In 1866 Wreford described the female artists in Rome collectively as “a fair constellation . . . of twelve stars of greater or lesser magnitude, who shed their soft and humanising influence on a profession which has done so much for the refinement and civilization of man.” Some of Wreford’s twelve stars, incidentally all American sculptors, are still recognizable names even today: Margaret Foley, Florence Freeman, Harriet Hosmer, Edmonia Lewis, and Emma Stebbins. Less known now are the American painter sisters Mary Elizabeth Williams and Abigail Osgood Williams, the Italian sculptor Horatia Augusta Latilla Freeman and her relative, the painter Adah Caroline Latilla, Irish painter and sculptor Jane Morgan, and English sculptor Isabel Cholmelay (her studio was at Palazzetto Sciarra). It is not entirely clear which of these women produced art of “greater magnitude” in Wreford’s mind; his discussion is rather general overall. Indeed, in his article and in others of the period, even the better-known women tend to earn more comments about their personalities, appearances, or behaviors than about their art.

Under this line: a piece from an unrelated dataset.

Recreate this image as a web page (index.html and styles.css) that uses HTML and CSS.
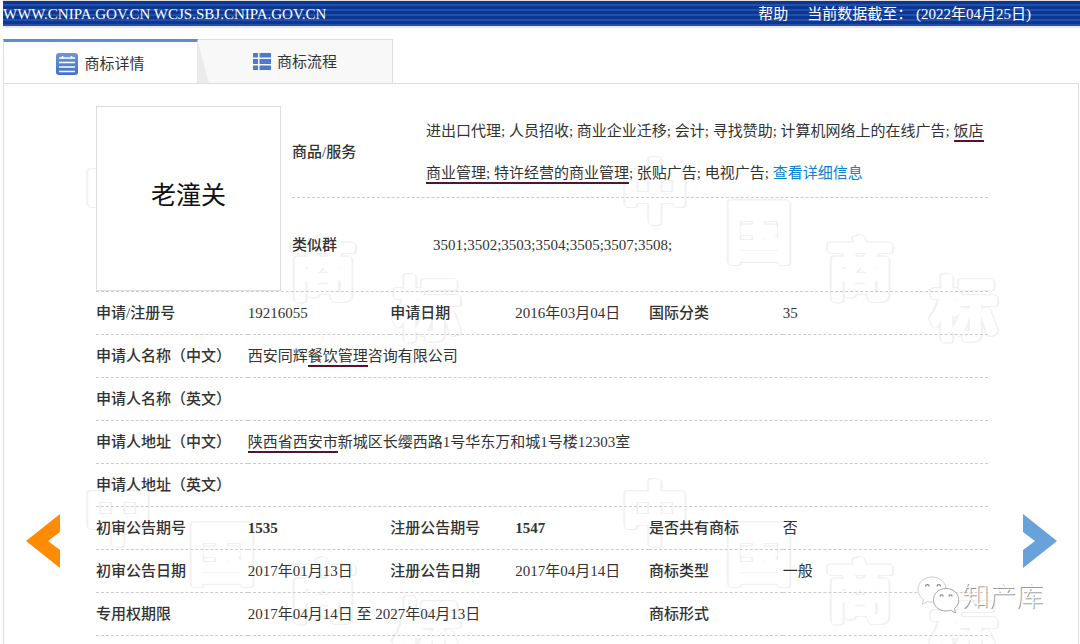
FILE: index.html
```html
<!DOCTYPE html>
<html lang="zh-CN">
<head>
<meta charset="utf-8">
<meta name="viewport" content="width=device-width, initial-scale=1">
<title>商标详情</title>
<link rel="stylesheet" href="styles.css">
</head>
<body>
<header class="topbar">
  <span class="topbar-site">WWW.CNIPA.GOV.CN WCJS.SBJ.CNIPA.GOV.CN</span>
  <a class="topbar-help" href="#help">帮助</a>
  <span class="topbar-date">当前数据截至： (2022年04月25日)</span>
</header>

<nav class="tabs">
  <button class="tab tab-active" type="button">
    <svg width="22" height="22" viewBox="0 0 22 22" aria-hidden="true">
      <defs><linearGradient id="blue" x1="0" y1="0" x2="0" y2="1"><stop offset="0" stop-color="#6d96d8"/><stop offset="1" stop-color="#4272c8"/></linearGradient></defs>
      <rect width="22" height="22" rx="3" fill="url(#blue)"/>
      <path d="M3 5h16M3 9.500h16M3 14h16M3 18.500h16M6.500 3v3M15.500 3v3" stroke="#fff" stroke-width="1.600" fill="none"/>
    </svg>
    <span>商标详情</span>
  </button>
  <button class="tab tab-idle" type="button">
    <svg width="18" height="17" viewBox="0 0 18 17" aria-hidden="true">
      <path d="M0 0h5v4.500H0zM6.500 0H18v4.500H6.500zM0 6h5v5H0zM6.500 6H18v5H6.500zM0 12.500h5V17H0zM6.500 12.500H18V17H6.500z" fill="#4b7bd0"/>
    </svg>
    <span>商标流程</span>
  </button>
</nav>

<main class="panel">
  <svg class="backdrop" aria-hidden="true">
    <defs>
      <pattern id="marks" x="78" y="70" width="537" height="322" patternUnits="userSpaceOnUse">
        <g class="backdrop-text">
          <text x="3" y="62">中</text>
          <text x="107" y="102">国</text>
          <text x="208" y="140">商</text>
          <text x="312" y="179">标</text>
        </g>
      </pattern>
    </defs>
    <rect width="100%" height="100%" fill="url(#marks)"/>
  </svg>

  <button class="arrow arrow-prev" type="button" aria-label="上一条">
    <svg width="34" height="54" viewBox="0 0 34 54"><path d="M34 0L0 27 34 54V36L22 27 34 18z" fill="#ff8c00"/></svg>
  </button>

  <div class="content">
    <section class="summary">
      <div class="specimen">老潼关</div>
      <dl class="facts">
        <div class="fact">
          <dt>商品/服务</dt>
          <dd>进出口代理; 人员招收; 商业企业迁移; 会计; 寻找赞助; 计算机网络上的在线广告; <span class="mark">饭店</span><span class="mark">商业管理; 特许经营的商业管理</span>; 张贴广告; 电视广告; <a href="#detail">查看详细信息</a></dd>
        </div>
        <div class="fact">
          <dt>类似群</dt>
          <dd class="codes">3501;3502;3503;3504;3505;3507;3508;</dd>
        </div>
      </dl>
    </section>

    <table class="details">
      <colgroup><col class="c1"><col class="c2"><col class="c3"><col class="c4"><col class="c5"><col class="c6"></colgroup>
      <tbody>
        <tr><th scope="row">申请/注册号</th><td>19216055</td><th>申请日期</th><td>2016年03月04日</td><th>国际分类</th><td>35</td></tr>
        <tr><th scope="row">申请人名称（中文）</th><td colspan="5">西安同辉<span class="mark">餐饮管理</span>咨询有限公司</td></tr>
        <tr><th scope="row">申请人名称（英文）</th><td colspan="5"></td></tr>
        <tr><th scope="row">申请人地址（中文）</th><td colspan="5"><span class="mark">陕西省西安市</span>新城区长缨西路1号华东万和城1号楼12303室</td></tr>
        <tr><th scope="row">申请人地址（英文）</th><td colspan="5"></td></tr>
        <tr><th scope="row">初审公告期号</th><td><b>1535</b></td><th>注册公告期号</th><td><b>1547</b></td><th>是否共有商标</th><td>否</td></tr>
        <tr><th scope="row">初审公告日期</th><td>2017年01月13日</td><th>注册公告日期</th><td>2017年04月14日</td><th>商标类型</th><td>一般</td></tr>
        <tr><th scope="row">专用权期限</th><td colspan="3">2017年04月14日 至 2027年04月13日</td><th>商标形式</th><td></td></tr>
      </tbody>
    </table>
  </div>

  <button class="arrow arrow-next" type="button" aria-label="下一条">
    <svg width="34" height="54" viewBox="0 0 34 54"><path d="M0 0L34 27 0 54V36L12 27 0 18z" fill="#67a2da"/></svg>
  </button>
</main>

<div class="stamp">
  <svg width="42" height="38" viewBox="0 0 42 38" aria-hidden="true">
    <g fill="#fff" stroke="#a5a5a5" stroke-width="1">
      <path d="M15 1C7 1 1 6.500 1 13.500c0 4 2 7.500 5.500 10L5 28.500l5.500-3c1.500.500 3 .700 4.500.700 8 0 14-5.500 14-12.500S23 1 15 1z" stroke="#d0d0d0"/>
      <path d="M29 12.500c-7.300 0-12.500 5-12.500 11.300S21.700 35 29 35c1.700 0 3.200-.300 4.700-.800l5 2.800-1.300-4.500c2.700-2 4.300-5 4.300-8.500 0-6.500-5.400-11.500-12.700-11.500z"/>
    </g>
    <g fill="none" stroke="#888" stroke-width="1.200">
      <path d="M8.500 10.500a1.800 1.800 0 0 1 3.600 0M20 10.500a1.800 1.800 0 0 1 3.600 0M23 20.500a1.600 1.600 0 0 1 3.200 0M32 20.500a1.600 1.600 0 0 1 3.200 0"/>
    </g>
  </svg>
  <span>知产库</span>
</div>
</body>
</html>
```

FILE: styles.css
```css
* {
  box-sizing: border-box;
}

body {
  margin: 0;
  padding: 1px 0 0 3px;
  min-height: 100vh;
  display: flex;
  flex-direction: column;
  position: relative;
  background: #fff;
  color: #333;
  font: 15px/20px "Liberation Serif", "Noto Sans CJK SC", serif;
}

button {
  margin: 0;
  padding: 0;
  border: 0;
  background: none;
  color: inherit;
  font: inherit;
  cursor: pointer;
}

a {
  color: #0a84d0;
  text-decoration: none;
}

.topbar {
  display: flex;
  align-items: center;
  height: 25px;
  padding-right: 49px;
  background: repeating-linear-gradient(#0a3796 0 3px, #2650a6 3px 5px);
  box-shadow: 0 -1px #ddd, 0 2px #e6e9f4;
  color: #fff;
  white-space: nowrap;
}

.topbar-site {
  flex: 1;
}

.topbar-help {
  margin-right: 19px;
  color: #fff;
}

.tabs {
  display: flex;
  margin-top: 13px;
}

.tab {
  display: flex;
  align-items: center;
  justify-content: center;
  gap: 6px;
  width: 195px;
  height: 44px;
  border: 1px solid #ddd;
  border-bottom: 0;
}

.tab-active {
  border-top: 3px solid #5f8bd2;
  border-right-color: #e8e8e8;
  padding-top: 3px;
}

.tab-idle {
  border-left: 0;
  background: linear-gradient(75deg, #ebebeb 10px, #f8f8f8 11px);
}

.panel {
  position: relative;
  flex: 1;
  display: grid;
  grid-template-columns: 92px minmax(0, 1fr) 90px;
  align-items: start;
  margin-right: 1px;
  border: 1px solid #ddd;
  border-bottom: 0;
}

.backdrop {
  position: absolute;
  inset: 0;
  width: 100%;
  height: 100%;
}

.backdrop-text {
  font: 66px "Noto Sans CJK SC", sans-serif;
  fill: #fff;
  stroke: #fff;
  stroke-width: 6px;
  stroke-linejoin: round;
  filter: drop-shadow(1px 1px #f1f1f1) drop-shadow(-1px -1px #f1f1f1) drop-shadow(1px 0 #f1f1f1) drop-shadow(-1px 0 #f1f1f1);
}

.arrow {
  position: relative;
  height: 54px;
  margin-top: 430px;
}

.arrow-prev {
  justify-self: start;
  margin-left: 22px;
}

.arrow-next {
  justify-self: end;
  margin-right: 21px;
}

.content {
  position: relative;
  padding-top: 22px;
}

.summary {
  display: grid;
  grid-template-columns: 185px minmax(0, 1fr);
  column-gap: 11px;
  border-bottom: 1px dashed #ccc;
}

.specimen {
  display: grid;
  place-items: center;
  height: 185px;
  padding-bottom: 12px;
  border: 1px solid #ddd;
  background: #fff;
  color: #111;
  font: 25px/36px "Noto Sans CJK SC", sans-serif;
}

.facts {
  display: grid;
  grid-template-rows: 92px 1fr;
  margin: 0;
}

.fact {
  display: grid;
  grid-template-columns: 134px minmax(0, 1fr);
  align-items: center;
}

.fact:first-child {
  border-bottom: 1px dashed #ccc;
}

dt,
th {
  font-weight: 500;
  text-align: left;
}

dd {
  margin: 0;
  line-height: 42px;
}

.codes {
  padding-left: 7px;
}

.mark {
  position: relative;
}

.mark::after {
  content: "";
  position: absolute;
  left: 0;
  right: 0;
  bottom: -3px;
  height: 2px;
  background: #5a0f35;
}

.details {
  width: 100%;
  border-collapse: separate;
  border-spacing: 0;
  table-layout: fixed;
}

.details th,
.details td {
  height: 43px;
  padding: 0;
  border-bottom: 1px dashed #ccc;
  white-space: nowrap;
}

.c1 { width: 17%; }
.c2 { width: 16%; }
.c3 { width: 14%; }
.c4 { width: 15%; }
.c5 { width: 15%; }
.c6 { width: 23%; }

.stamp {
  position: absolute;
  right: 37px;
  bottom: 30px;
  display: flex;
  align-items: center;
  gap: 3px;
  color: #fff;
  font: 300 27px/36px "Noto Sans CJK SC", sans-serif;
  text-shadow: 1px 1px 0 #999;
}
```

Henry Wreford, doyen of the English colony, died in 1892 at the age of 86 and received the honour of a public funeral. On his gravestone in the cimitero acattolico was inscribed what he had most valued: For fifty years a resident of Capri. During his long stay he had acquired many friends and substantial amounts of property. He deeded one of his houses to Arcangelo Trama, in gratitude for the friendship of Arcangelo’s young son, Giovanni. Wreford died in his home, at the Villa Croce and bequeathed this and his other house, Villa Cesina, which lay on the north-east slope of Monte San Michele, to Brigida Scoppa, a cousin of owner of the Caffè al Vermuth di Torino, Antonio. Wreford’s many services to the island were commemorated in 1908 in a tablet which adorns the courtyard of the municipio. In 1894 Brigida Scoppa rented the house to the Misses Calvert. Later, in the back of the garden, it was built the Albergo Villa Sarah.